That was last year's money, let it go. Let's quit spending next year's real money chasing after what's already long gone. We know they did wrong, they know they did wrong and they know we know. 

Who are we going to elect? I can't remember a group that was less corrupt. We need a Prime Minister that can represent us on the world stage. Can any of those other dorks do it? Maybe the guy from Quebec, but they can't get enough seats - and that's too bad in my opinion since he's the only one that makes any damn sense and that's when he's talking French.

Seriously, I'm not that much of a *******, but I do think this scandal has been turned into a media circus and we have important issues that deserve our attention. I don't thing now or next February is the right time for an election. I think we should wait a couple of years and let things get evened out - get the border open, let our neighbours settle their war and get back to normal and so on.

There that feels better, margaret


----------



## imactheknife (Aug 7, 2003)

*yup will do macnutt*

Get that barney rubble lookin goof out of office...man he makes me laugh when he talks all serious, what a wanker....he needs a kick in the nards by bam bam...

Paul Martin says "I have a moral obligation and responsibility to run Canada"....ummm nope you can just get lost....with the rest of your bandits...hmmm I knew this was going to happen when the election was held last year!...oh well...nuff said...


----------



## MacNutt (Jan 16, 2002)

I started this thread so that we could all watch the process by which a non-confidence vote might (or might not) come about in the current Canadian political system. I thought we might be able to track the whole situation on a daily basis and learn something about how it works. This is a pivotal moment in Canadian politics, after all.

And...I was kind of hoping that the stronger opinions might be saved for one of the many other threads that are dealing with the current Liberal corruption scandal and it's resultant fallout.

But it's up to you guys. Say what you want. (I always do)


----------



## winwintoo (Nov 9, 2004)

It looks like a there will be a non-confidence vote to bring down the government and I personally think that's a shame.

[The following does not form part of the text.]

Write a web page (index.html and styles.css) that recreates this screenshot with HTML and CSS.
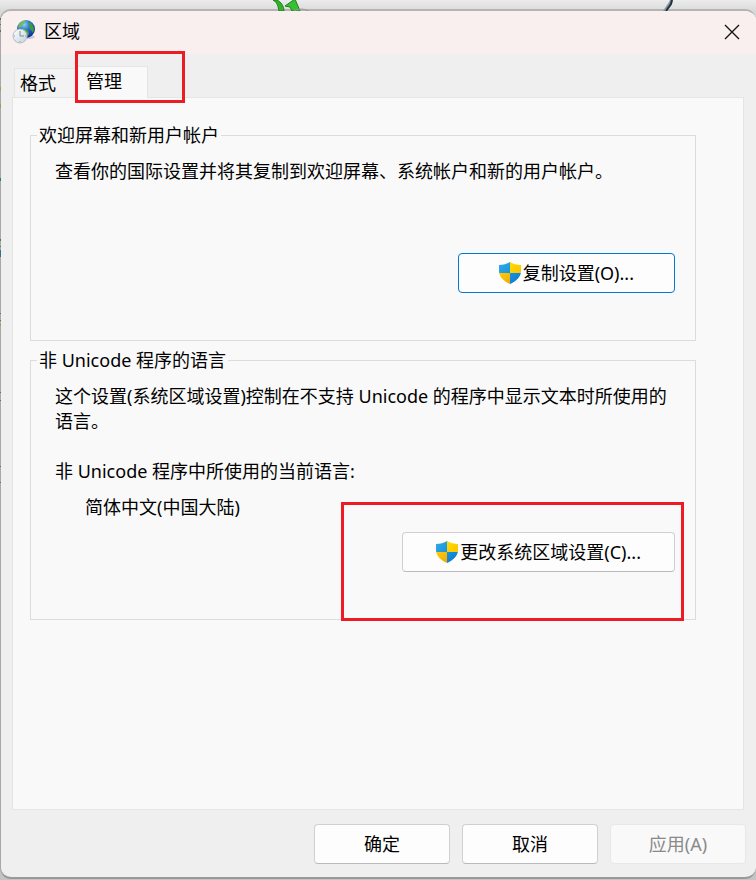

I think the politicians who are making the decisions are listening to the pollsters, not the people. When people get interrupted during dinner and asked a bunch of carefully worded questiions, their answers may not reveal what's really on their mind.

We all hate corruption, but there are worse things. Paul Martin may not look like a stateman, but among the current troop who will be up for election that I think would make a stateman is Gilles Duceppe and, no, I'm not a separatist - I'm living in Saskatchewan and I don't think Canada should be broken up. I'm judging by what I see and hear and if I think the guy is telling the truth and is believable.

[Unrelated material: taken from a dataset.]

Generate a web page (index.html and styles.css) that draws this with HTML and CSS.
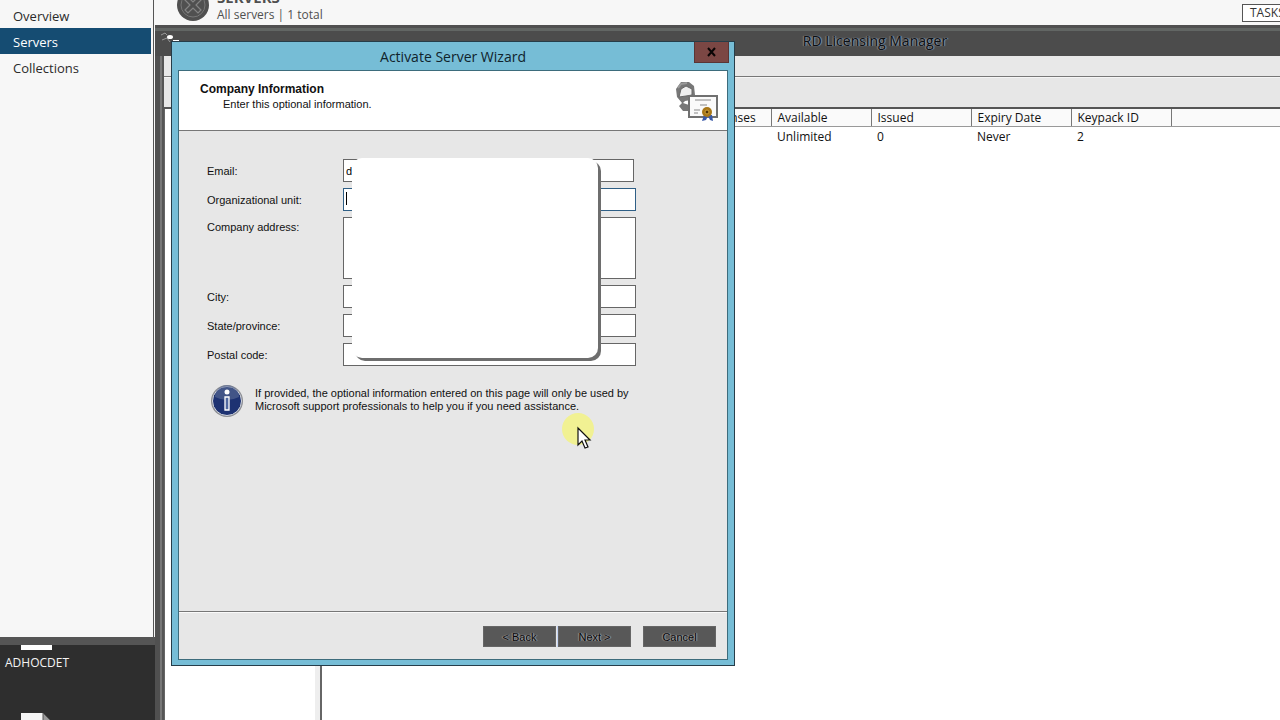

The NDP won't make a federal government - that would require way too much change in how the country does things. The conservatives have been given lots of times to botch it too. 

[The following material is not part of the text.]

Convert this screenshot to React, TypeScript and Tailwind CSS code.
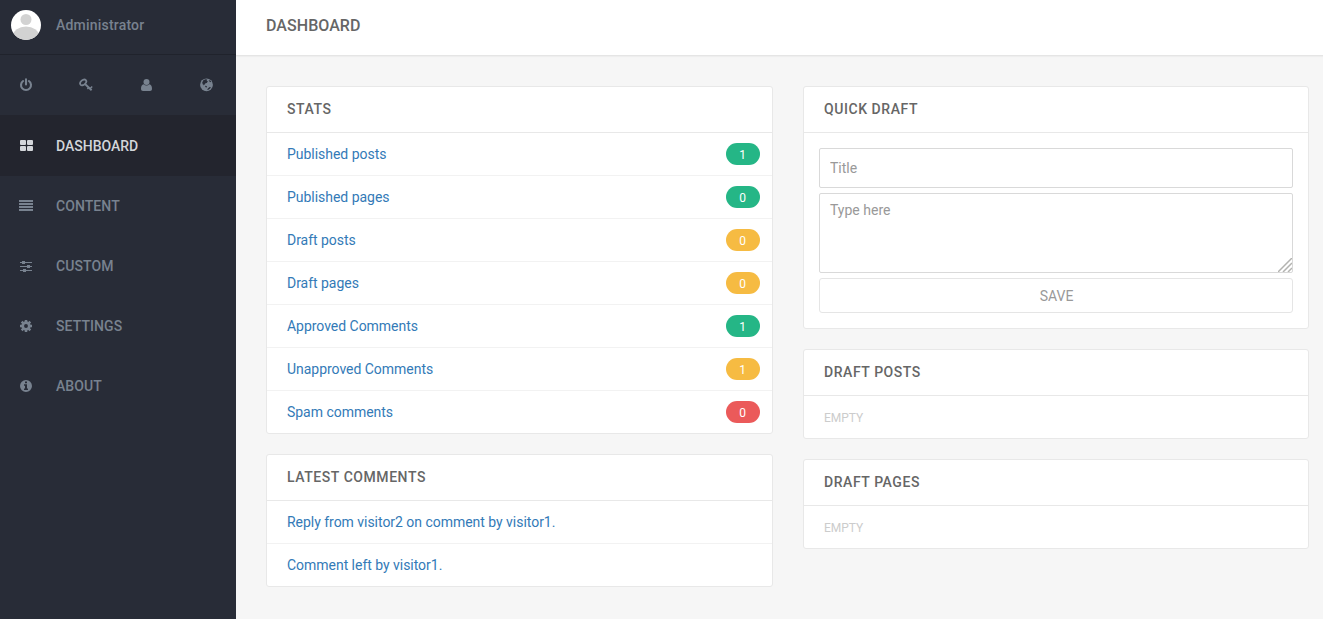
import type { ReactNode } from "react";

const icons: Record<string, ReactNode> = {
  power: (
    <g fill="none" stroke="currentColor" strokeWidth="2.1" strokeLinecap="round">
      <path d="M4.100 3a5 5 0 1 0 5.800 0M7 1.200v5.300" />
    </g>
  ),
  key: (
    <g fill="none" stroke="currentColor">
      <ellipse cx="4.2" cy="4.4" rx="3.500" ry="2.300" strokeWidth="1.800" transform="rotate(-42 4.2 4.4)" />
      <path d="M6 6l6.600 6.300" strokeWidth="1.900" />
      <path d="M8.400 11l1.700-1.700M11 10.800l2.200-2.300" strokeWidth="1.500" />
    </g>
  ),
  user: (
    <g fill="currentColor" transform="translate(.5 0)">
      <circle cx="7" cy="4" r="3" />
      <path d="M4.200 6.300C2.300 6.500 1.500 8.300 1.500 10.800c0 1.400.8 2.200 2 2.200h7c1.200 0 2-.8 2-2.200 0-2.500-.8-4.300-2.700-4.500a3.800 3.800 0 0 1-5.600 0z" />
    </g>
  ),
  globe: (
    <g>
      <circle cx="7.500" cy="6.800" r="6.400" fill="currentColor" />
      <path
        fill="#282c37"
        d="M4.300 2.300L6.500 1.300 8.300 1.500 7.600 2.700 8.900 3.300 7.800 5 6.400 5.300 5.700 6.700 4.600 6.200 5 7.500 4 6.700 3.200 4.800zM9.600 2.200l1.700.3.900 1.300-1.200.5zM8.200 11.900l.7-1.500 1.700-1.500 1.300.3-.8 1.400-1.700 1.200zM6.200 7.800l1.300.2.600 1-.8.5-1-.6z"
      />
    </g>
  ),
  grid: (
    <g fill="currentColor">
      <rect x="1" y="1" width="6" height="5" rx="1" />
      <rect x="8" y="1" width="6" height="5" rx="1" />
      <rect x="1" y="7" width="6" height="5" rx="1" />
      <rect x="8" y="7" width="6" height="5" rx="1" />
    </g>
  ),
  lines: <path fill="currentColor" d="M0 1h14v2H0zM0 4h14v2H0zM0 7h14v2H0zM0 10h14v2H0z" />,
  sliders: (
    <g fill="currentColor">
      <path d="M1 3h12v1H1zM1 7h12v1H1zM1 11h12v1H1z" />
      <path d="M3 2h3v3H3zM8 6h3v3H8zM4 10h3v3H4z" />
    </g>
  ),
  gear: (
    <g>
      <circle cx="7" cy="7" r="3.300" fill="none" stroke="currentColor" strokeWidth="2.700" />
      <path
        stroke="currentColor"
        strokeWidth="2.500"
        d="M7 1v2.200M7 10.800V13M1 7h2.200M10.800 7H13M2.700 2.700l1.600 1.600M9.700 9.700l1.600 1.600M11.300 2.700L9.700 4.300M4.300 9.700l-1.600 1.600"
      />
    </g>
  ),
  info: (
    <path
      fill="currentColor"
      fillRule="evenodd"
      d="M7 1a6 6 0 1 0 0 12A6 6 0 0 0 7 1zM6 2.500h2v1.700H6zM5 5.200h3v4.300h1V11H5V9.500h1V6.700H5z"
    />
  ),
};

function Icon({ name }: { name: string }) {
  return (
    <svg className="block h-3.5 w-[15px] shrink-0" viewBox="0 0 15 14">
      {icons[name]}
    </svg>
  );
}

const nav = [
  ["lines", "CONTENT"],
  ["sliders", "CUSTOM"],
  ["gear", "SETTINGS"],
  ["info", "ABOUT"],
];

const stats = [
  ["Published posts", "1", "bg-[#25b686]"],
  ["Published pages", "0", "bg-[#25b686]"],
  ["Draft posts", "0", "bg-[#f6bb42]"],
  ["Draft pages", "0", "bg-[#f6bb42]"],
  ["Approved Comments", "1", "bg-[#25b686]"],
  ["Unapproved Comments", "1", "bg-[#f6bb42]"],
  ["Spam comments", "0", "bg-[#eb5a5a]"],
];

function Panel({ title, children }: { title: string; children: ReactNode }) {
  return (
    <section className="rounded-[3px] border border-[#e8e8e8] bg-white">
      <h2 className="h-[46px] border-b border-[#e8e8e8] pl-5 text-sm leading-[45px] font-medium tracking-[0.56px] text-[#666]">
        {title}
      </h2>
      {children}
    </section>
  );
}

function Row({ label, children }: { label: string; children?: ReactNode }) {
  return (
    <li className="flex h-[43px] items-center justify-between border-b border-[#f2f2f2] pr-3 pl-5 last:h-[42px] last:border-b-0">
      <a href="#" className="tracking-[-0.03px] text-[#337ab7]">{label}</a>
      {children}
    </li>
  );
}

function Empty() {
  return <p className="h-[42px] pl-5 text-xs leading-[45px] text-[#ccc]">EMPTY</p>;
}

export default function App() {
  return (
    <div className="flex h-[619px] overflow-hidden bg-[#f6f6f6] font-['Roboto',sans-serif] text-sm leading-5">
      <aside className="w-[236px] shrink-0 bg-[#282c37] font-medium text-[#78828f]">
        <div className="flex h-[55px] items-center border-b border-[#20232c] pb-1 pl-[11px]">
          <svg className="h-[30px] w-[30px]" viewBox="0 0 30 30">
            <defs>
              <clipPath id="avatar">
                <circle cx="15" cy="15" r="15" />
              </clipPath>
            </defs>
            <g clipPath="url(#avatar)">
              <path fill="#fff" d="M0 0h30v30H0z" />
              <circle cx="15" cy="9.500" r="5.500" fill="#d2d2d2" />
              <ellipse cx="15" cy="26" rx="13" ry="9.500" fill="#d2d2d2" />
            </g>
          </svg>
          <span className="ml-[15px] tracking-[0.2px]">Administrator</span>
        </div>
        <div className="flex h-15 items-center gap-[45px] pl-[19px]">
          <Icon name="power" />
          <Icon name="key" />
          <Icon name="user" />
          <Icon name="globe" />
        </div>
        <nav>
          <a href="#" className="flex h-[61px] items-center bg-[#23252e] pl-[19px] text-[#d3d6da]">
            <Icon name="grid" />
            <span className="ml-[22px]">DASHBOARD</span>
          </a>
          {nav.map(([icon, label]) => (
            <a key={label} href="#" className="flex h-15 items-center pl-[19px]">
              <Icon name={icon} />
              <span className="ml-[22px] tracking-[0.08px]">{label}</span>
            </a>
          ))}
        </nav>
      </aside>
      <div className="min-w-0 grow">
        <header className="h-14 border-b border-[#e5e5e5] bg-white pl-[30px] shadow-[0_1px_1px_rgba(0,0,0,0.03)]">
          <h1 className="text-base leading-[51px] font-medium tracking-[0.05px] text-[#666]">DASHBOARD</h1>
        </header>
        <main className="flex items-start gap-[30px] pt-[30px] pr-3.5 pl-[30px]">
          <div className="flex w-[507px] flex-col gap-5">
            <Panel title="STATS">
              <ul>
                {stats.map(([label, count, color]) => (
                  <Row key={label} label={label}>
                    <span className={`h-[22px] w-[34px] rounded-full pr-px text-center text-xs leading-[24px] text-white ${color}`}>
                      {count}
                    </span>
                  </Row>
                ))}
              </ul>
            </Panel>
            <Panel title="LATEST COMMENTS">
              <ul>
                <Row label="Reply from visitor2 on comment by visitor1." />
                <Row label="Comment left by visitor1." />
              </ul>
            </Panel>
          </div>
          <div className="flex w-[506px] flex-col gap-5">
            <Panel title="QUICK DRAFT">
              <form className="flex flex-col gap-[5px] p-[15px]">
                <input
                  placeholder="Title"
                  className="h-10 rounded-[2px] border border-[#d9d9d9] px-2.5 placeholder:text-[#999]"
                />
                <div className="relative flex">
                  <textarea
                    placeholder="Type here"
                    className="h-20 w-full resize-none rounded-[2px] border border-[#d9d9d9] px-2.5 py-1.5 placeholder:text-[#999]"
                  />
                  <svg className="absolute right-px bottom-px h-3.5 w-3.5" viewBox="0 0 14 14">
                    <path d="M0 14L14 0M5 14l9-9M10 14l4-4" stroke="#b3b3b0" strokeWidth="1.500" />
                  </svg>
                </div>
                <button type="button" className="h-[35px] rounded-[3px] border border-[#e5e5e5] pl-px text-[#999]">
                  SAVE
                </button>
              </form>
            </Panel>
            <Panel title="DRAFT POSTS">
              <Empty />
            </Panel>
            <Panel title="DRAFT PAGES">
              <Empty />
            </Panel>
          </div>
        </main>
      </div>
    </div>
  );
}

You're right MacNutt, watching this unfold will be interesting. I didn't mean to derail your thread.

Take care, Margaret


----------



## CubaMark (Feb 16, 2001)

I had heard something on CTV news last night - or the night before? - and I'm not sure if I caught it correctly... but I think the reporter said that Martin might / could appoint some Conservatives to the Senate, giving himself a majority in Parliament... is this possible? Could/would the Conservatives turn down Senate appointments?

M


----------



## winwintoo (Nov 9, 2004)

The Senate is separate from the House of Commons - appointing Conservatives to the Senate might win him some favours among Conservatives, but not any seats in the House. 

I didn't hear that report, but a move like that could backfire. At this point, I think it's pretty plain that there will be an election - it's just a question of whether Martin calls it or the conservatives call it. In the end, it's not the conservatives that he needs to win over, it's the rest of us. 

If there is a non-confidence vote, he just might get a lot of sympathy votes - a backlash of anger at the conservatives for disrupting our lives when the border stays closed and there are other things that need our attention.

It will be interesting.

Take care, Margaret


----------



## TroutMaskReplica (Feb 28, 2003)

CubaMark said:


> I had heard something on CTV news last night - or the night before? - and I'm not sure if I caught it correctly... but I think the reporter said that Martin might / could appoint some Conservatives to the Senate, giving himself a majority in Parliament... is this possible? Could/would the Conservatives turn down Senate appointments?
> 
> M


that would be hilarious if it were true. if i were martin i would appoint steven harper to the senate. problem solved.


----------



## MacDoc (Nov 3, 2001)

:clap: hilarious.....somebody needs to do a movie. 

and actually Macnutt it does NOT automatically mean an election - the GG makes that call.

Adrienne - just your kinda girl eh.........

and there are a buncha sick puppies and Kilgour is in Africa...the fat lady IS looking on with interest however.


----------



## thejst (Feb 1, 2005)

Looks like "joe who?" all over again. 
This will be interesting- Layton was really enjoying the spotlight today.
His moustache seems whiter under the glow of TV lighting. Very tommy shanks, IMO


----------



## MacNutt (Jan 16, 2002)

I'm not sure I know all of the intricacies of Parliamentary procedure...but a professor of political science was on our local evening news tonight and he seemed to think that a minority government that had a clear majority of opposition parties openly defying it by voting against a budget would automatically cause a vote of non-confidence to be tabled. Or something like that.

Sounds about right to me.

We should note here that it is NOT just Stephen Harper who is threatening to defeat the Liberal budget. As a point of fact, Stephen Harper and the Conservatives have actually been voting _WITH_...and, therefore_PROPPING UP_ the Liberal minority in recent Parliamentary votes. (some of the other opposition parties, noteably the Bloc, have been after Martin's head on a stick for some time now)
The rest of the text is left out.